§ Source material
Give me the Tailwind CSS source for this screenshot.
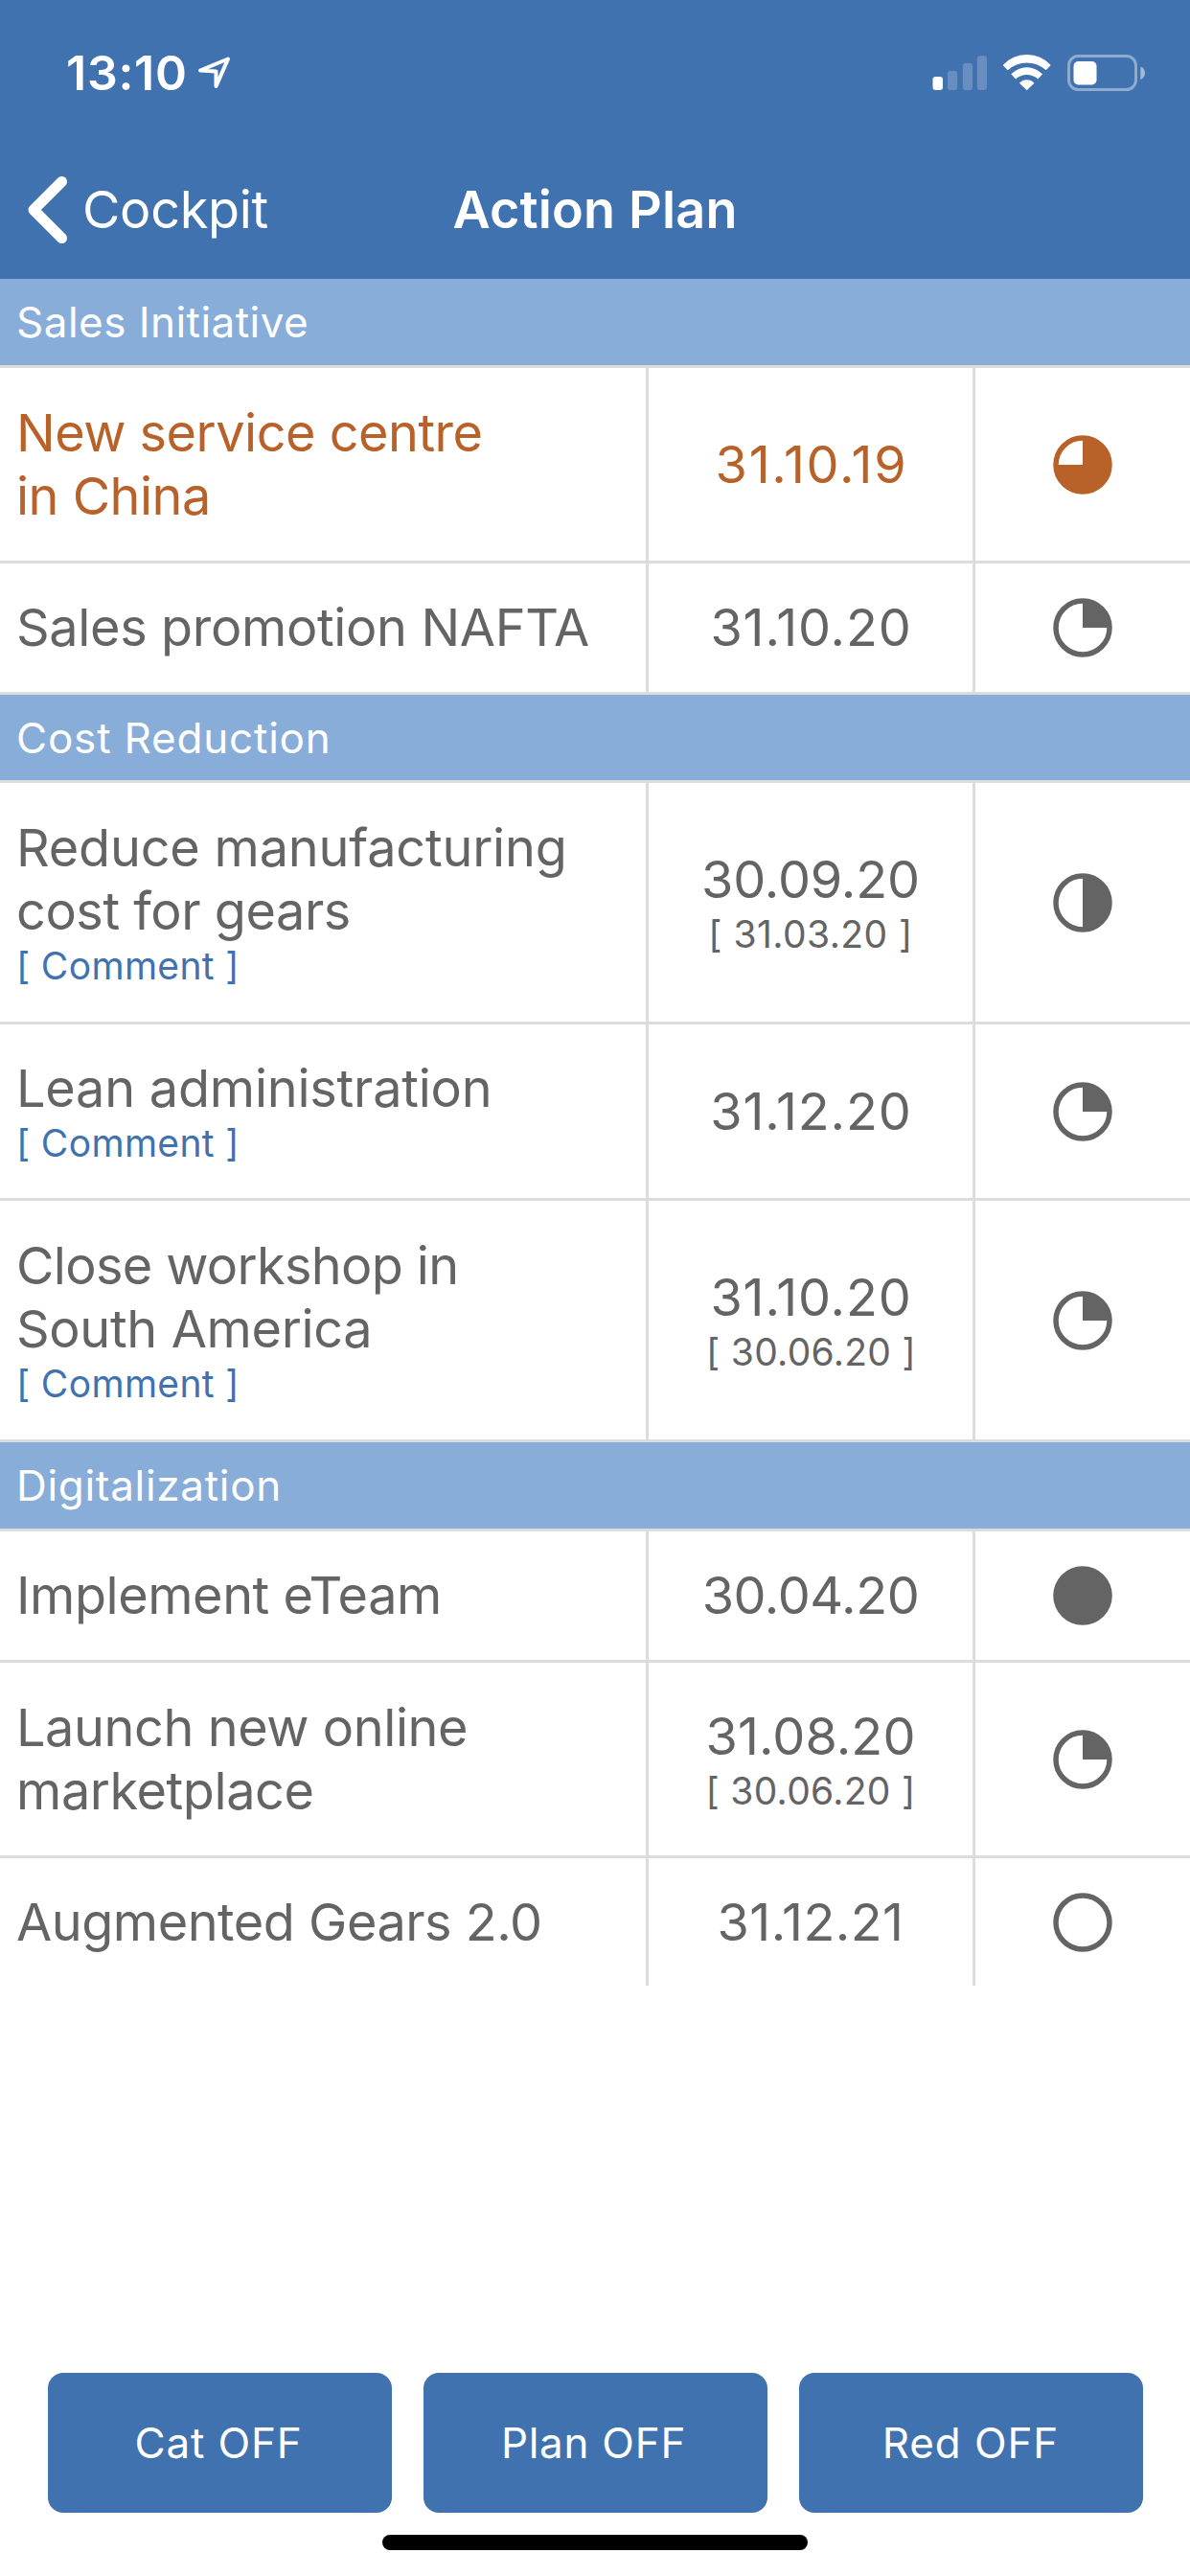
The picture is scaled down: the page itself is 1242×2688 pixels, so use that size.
<!DOCTYPE html>
<html lang="en">
<head>
  <meta charset="UTF-8">
  <meta name="viewport" content="width=device-width, initial-scale=1.0">
  <title>Action Plan</title>
  <script src="https://cdn.jsdelivr.net/npm/@tailwindcss/browser@4"></script>
</head>
<body class="bg-white font-['Inter','Liberation_Sans',sans-serif]">
  <div class="flex flex-col w-[1242px] h-[2688px] overflow-hidden whitespace-nowrap">

    <!-- Header -->
    <header class="h-[291px] bg-[#4172b0] text-white">
      <div class="flex items-center justify-between h-[146px] pt-[6px] pl-[69px] pr-[46px]">
        <div class="flex items-center">
          <span class="w-[137px] text-[50px] leading-none font-semibold tracking-[0.74px]">13:10</span>
          <svg class="w-9 h-9" viewBox="0 0 36 36" fill="none" stroke="currentColor" stroke-width="4" stroke-linejoin="round">
            <path d="M32 3.500L3 15.500l16.500 1V32z"/>
          </svg>
        </div>
        <div class="flex items-center">
          <!-- signal -->
          <svg class="w-[57px] h-[38px]" viewBox="0 0 57 38" fill="currentColor">
            <rect x="0.5" y="23" width="10.5" height="14" rx="3"/>
            <rect x="16" y="17" width="10.2" height="20" rx="3" opacity=".2"/>
            <rect x="31.8" y="9" width="10.2" height="28" rx="3" opacity=".2"/>
            <rect x="46.8" y="1.3" width="10.2" height="35.7" rx="3" opacity=".2"/>
          </svg>
          <!-- wifi -->
          <svg class="w-[52px] h-[38px] ml-4" viewBox="0 0 52 38" fill="currentColor">
            <path d="M.7 11a33.9 33.9 0 0 1 50 0l-5 5.2a29.5 29.5 0 0 0-40 0z"/>
            <path d="M9.3 20.3a22.8 22.8 0 0 1 32.8 0l-4.8 5.3a17 17 0 0 0-23.2 0z"/>
            <path d="M18 29.7a10.5 10.5 0 0 1 15.4 0L25.7 37.3z"/>
          </svg>
          <!-- battery -->
          <svg class="w-[82px] h-[38px] ml-4" viewBox="0 0 82 38" fill="none">
            <rect x="1.5" y="1.5" width="70" height="35" rx="10" stroke="#fff" stroke-width="3" opacity=".4"/>
            <rect x="6.5" y="7" width="24" height="24.5" rx="5" fill="#fff"/>
            <path d="M76.3 12.5c3 1 4.7 3.7 4.7 6.7s-1.7 5.7-4.7 6.7z" fill="#fff" opacity=".5"/>
          </svg>
        </div>
      </div>
      <div class="grid grid-cols-[1fr_auto_1fr] items-center h-[145px] text-[54px] leading-none">
        <div class="flex items-center pl-[29px]">
          <svg class="w-[41px] h-[70px]" viewBox="0 0 41 70" fill="none" stroke="currentColor" stroke-width="11" stroke-linecap="round" stroke-linejoin="round">
            <path d="M35.5 5.5L6 35l29.500 29.500"/>
          </svg>
          <span class="ml-4 tracking-[-0.34px]">Cockpit</span>
        </div>
        <h1 class="font-semibold tracking-[0.14px]">Action Plan</h1>
      </div>
    </header>

    <!-- Action list -->
    <main class="flex-1 text-[54px] leading-[66px] text-[#646464]">
      <h2 class="flex items-center h-[93px] pl-[17px] border-b-3 border-[#dcdcdc] bg-[#88add9] text-white text-[44px] tracking-[0.47px]">Sales Initiative</h2>

      <div class="grid grid-cols-[677px_341px_224px] h-[204px] border-b-3 border-[#dcdcdc] text-[#b86128]">
        <div class="flex flex-col justify-center pl-[17px] border-r-3 border-[#dcdcdc]">
          <p class="tracking-[-0.5px]">New service centre<br>in China</p>
        </div>
        <div class="flex flex-col items-center justify-center pl-[2px] border-r-3 border-[#dcdcdc]">
          <p class="tracking-[1.7px]">31.10.19</p>
        </div>
        <div class="flex items-center justify-center">
          <svg class="w-[62px] h-[62px]" viewBox="0 0 62 62">
            <circle cx="31" cy="31" r="28" fill="none" stroke="currentColor" stroke-width="5.5"/>
            <path d="M31 31V2a29 29 0 1 1-29 29z" fill="currentColor"/>
          </svg>
        </div>
      </div>

      <div class="grid grid-cols-[677px_341px_224px] h-[137px] border-b-3 border-[#dcdcdc]">
        <div class="flex flex-col justify-center pl-[17px] border-r-3 border-[#dcdcdc]">
          <p class="tracking-[-0.35px]">Sales promotion NAFTA</p>
        </div>
        <div class="flex flex-col items-center justify-center pl-px border-r-3 border-[#dcdcdc]">
          <p class="tracking-[0.85px]">31.10.20</p>
        </div>
        <div class="flex items-center justify-center">
          <svg class="w-[62px] h-[62px]" viewBox="0 0 62 62">
            <circle cx="31" cy="31" r="28" fill="none" stroke="currentColor" stroke-width="5.5"/>
            <path d="M31 31V2a29 29 0 0 1 29 29z" fill="currentColor"/>
          </svg>
        </div>
      </div>

      <h2 class="flex items-center h-[92px] pl-[17px] border-b-3 border-[#dcdcdc] bg-[#88add9] text-white text-[44px] tracking-[0.8px]">Cost Reduction</h2>

      <div class="grid grid-cols-[677px_341px_224px] h-[252px] border-b-3 border-[#dcdcdc]">
        <div class="flex flex-col justify-center pt-px pl-[17px] border-r-3 border-[#dcdcdc]">
          <p class="tracking-[-0.2px]">Reduce manufacturing<br><span class="tracking-[-0.45px]">cost for gears</span></p>
          <a href="#" class="text-[39px] leading-[48px] tracking-[0.33px] text-[#4172b0]">[ Comment ]</a>
        </div>
        <div class="flex flex-col items-center justify-center border-r-3 border-[#dcdcdc]">
          <p class="tracking-[-0.13px]">30.09.20</p>
          <p class="text-[39px] leading-[48px] tracking-[0.45px]">[ 31.03.20 ]</p>
        </div>
        <div class="flex items-center justify-center">
          <svg class="w-[62px] h-[62px]" viewBox="0 0 62 62">
            <circle cx="31" cy="31" r="28" fill="none" stroke="currentColor" stroke-width="5.5"/>
            <path d="M31 2a29 29 0 0 1 0 58z" fill="currentColor"/>
          </svg>
        </div>
      </div>

      <div class="grid grid-cols-[677px_341px_224px] h-[184px] border-b-3 border-[#dcdcdc]">
        <div class="flex flex-col justify-center pt-px pl-[17px] border-r-3 border-[#dcdcdc]">
          <p class="tracking-[-0.22px]">Lean administration</p>
          <a href="#" class="text-[39px] leading-[48px] tracking-[0.33px] text-[#4172b0]">[ Comment ]</a>
        </div>
        <div class="flex flex-col items-center justify-center pl-px border-r-3 border-[#dcdcdc]">
          <p class="tracking-[0.85px]">31.12.20</p>
        </div>
        <div class="flex items-center justify-center">
          <svg class="w-[62px] h-[62px]" viewBox="0 0 62 62">
            <circle cx="31" cy="31" r="28" fill="none" stroke="currentColor" stroke-width="5.5"/>
            <path d="M31 31V2a29 29 0 0 1 29 29z" fill="currentColor"/>
          </svg>
        </div>
      </div>

      <div class="grid grid-cols-[677px_341px_224px] h-[252px] border-b-3 border-[#dcdcdc]">
        <div class="flex flex-col justify-center pt-px pl-[17px] border-r-3 border-[#dcdcdc]">
          <p class="tracking-[-0.65px]">Close workshop in<br><span class="tracking-[-0.35px]">South America</span></p>
          <a href="#" class="text-[39px] leading-[48px] tracking-[0.33px] text-[#4172b0]">[ Comment ]</a>
        </div>
        <div class="flex flex-col items-center justify-center pl-px border-r-3 border-[#dcdcdc]">
          <p class="tracking-[0.85px]">31.10.20</p>
          <p class="text-[39px] leading-[48px] tracking-[0.28px]">[ 30.06.20 ]</p>
        </div>
        <div class="flex items-center justify-center">
          <svg class="w-[62px] h-[62px]" viewBox="0 0 62 62">
            <circle cx="31" cy="31" r="28" fill="none" stroke="currentColor" stroke-width="5.5"/>
            <path d="M31 31V2a29 29 0 0 1 29 29z" fill="currentColor"/>
          </svg>
        </div>
      </div>

      <h2 class="flex items-center h-[93px] pl-[17px] border-b-3 border-[#dcdcdc] bg-[#88add9] text-white text-[44px] tracking-[0.7px]">Digitalization</h2>

      <div class="grid grid-cols-[677px_341px_224px] h-[137px] border-b-3 border-[#dcdcdc]">
        <div class="flex flex-col justify-center pl-[17px] border-r-3 border-[#dcdcdc]">
          <p class="tracking-[-0.44px]">Implement eTeam</p>
        </div>
        <div class="flex flex-col items-center justify-center border-r-3 border-[#dcdcdc]">
          <p class="tracking-[-0.4px]">30.04.20</p>
        </div>
        <div class="flex items-center justify-center">
          <svg class="w-[62px] h-[62px]" viewBox="0 0 62 62">
            <circle cx="31" cy="31" r="30.8" fill="currentColor"/>
          </svg>
        </div>
      </div>

      <div class="grid grid-cols-[677px_341px_224px] h-[204px] border-b-3 border-[#dcdcdc]">
        <div class="flex flex-col justify-center pl-[17px] border-r-3 border-[#dcdcdc]">
          <p class="tracking-[-0.42px]">Launch new online<br>marketplace</p>
        </div>
        <div class="flex flex-col items-center justify-center border-r-3 border-[#dcdcdc]">
          <p class="tracking-[0.1px]">31.08.20</p>
          <p class="text-[39px] leading-[48px] tracking-[0.28px]">[ 30.06.20 ]</p>
        </div>
        <div class="flex items-center justify-center">
          <svg class="w-[62px] h-[62px]" viewBox="0 0 62 62">
            <circle cx="31" cy="31" r="28" fill="none" stroke="currentColor" stroke-width="5.5"/>
            <path d="M31 31V2a29 29 0 0 1 29 29z" fill="currentColor"/>
          </svg>
        </div>
      </div>

      <div class="grid grid-cols-[677px_341px_224px] h-[133px]">
        <div class="flex flex-col justify-center pl-[17px] border-r-3 border-[#dcdcdc]">
          <p class="tracking-[-0.48px]">Augmented Gears 2.0</p>
        </div>
        <div class="flex flex-col items-center justify-center border-r-3 border-[#dcdcdc]">
          <p class="tracking-[0.4px]">31.12.21</p>
        </div>
        <div class="flex items-center justify-center">
          <svg class="w-[62px] h-[62px]" viewBox="0 0 62 62">
            <circle cx="31" cy="31" r="28" fill="none" stroke="currentColor" stroke-width="5.5"/>
          </svg>
        </div>
      </div>
    </main>

    <!-- Filter buttons -->
    <footer class="h-[212px]">
      <div class="grid grid-cols-3 gap-[33px] px-[49.5px] text-[44px] leading-none text-white">
        <button class="h-[146px] pr-[2px] rounded-2xl bg-[#4172b0] tracking-[0.84px]">Cat OFF</button>
        <button class="h-[146px] pr-[3px] rounded-2xl bg-[#4172b0] tracking-[0.72px]">Plan OFF</button>
        <button class="h-[146px] rounded-2xl bg-[#4172b0] tracking-[0.89px]">Red OFF</button>
      </div>
      <div class="w-[444px] h-4 mt-[23px] mx-auto rounded-full bg-black"></div>
    </footer>
  </div>
</body>
</html>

§ Exercise aim
Starting with the first line of the data above and ending with the line containing "flex-col w-[1242px] h-[2688px]", please restate every line exactly, leaving images out.

§ Written solution
Give me the Tailwind CSS source for this screenshot.
The picture is scaled down: the page itself is 1242×2688 pixels, so use that size.
<!DOCTYPE html>
<html lang="en">
<head>
  <meta charset="UTF-8">
  <meta name="viewport" content="width=device-width, initial-scale=1.0">
  <title>Action Plan</title>
  <script src="https://cdn.jsdelivr.net/npm/@tailwindcss/browser@4"></script>
</head>
<body class="bg-white font-['Inter','Liberation_Sans',sans-serif]">
  <div class="flex flex-col w-[1242px] h-[2688px] overflow-hidden whitespace-nowrap">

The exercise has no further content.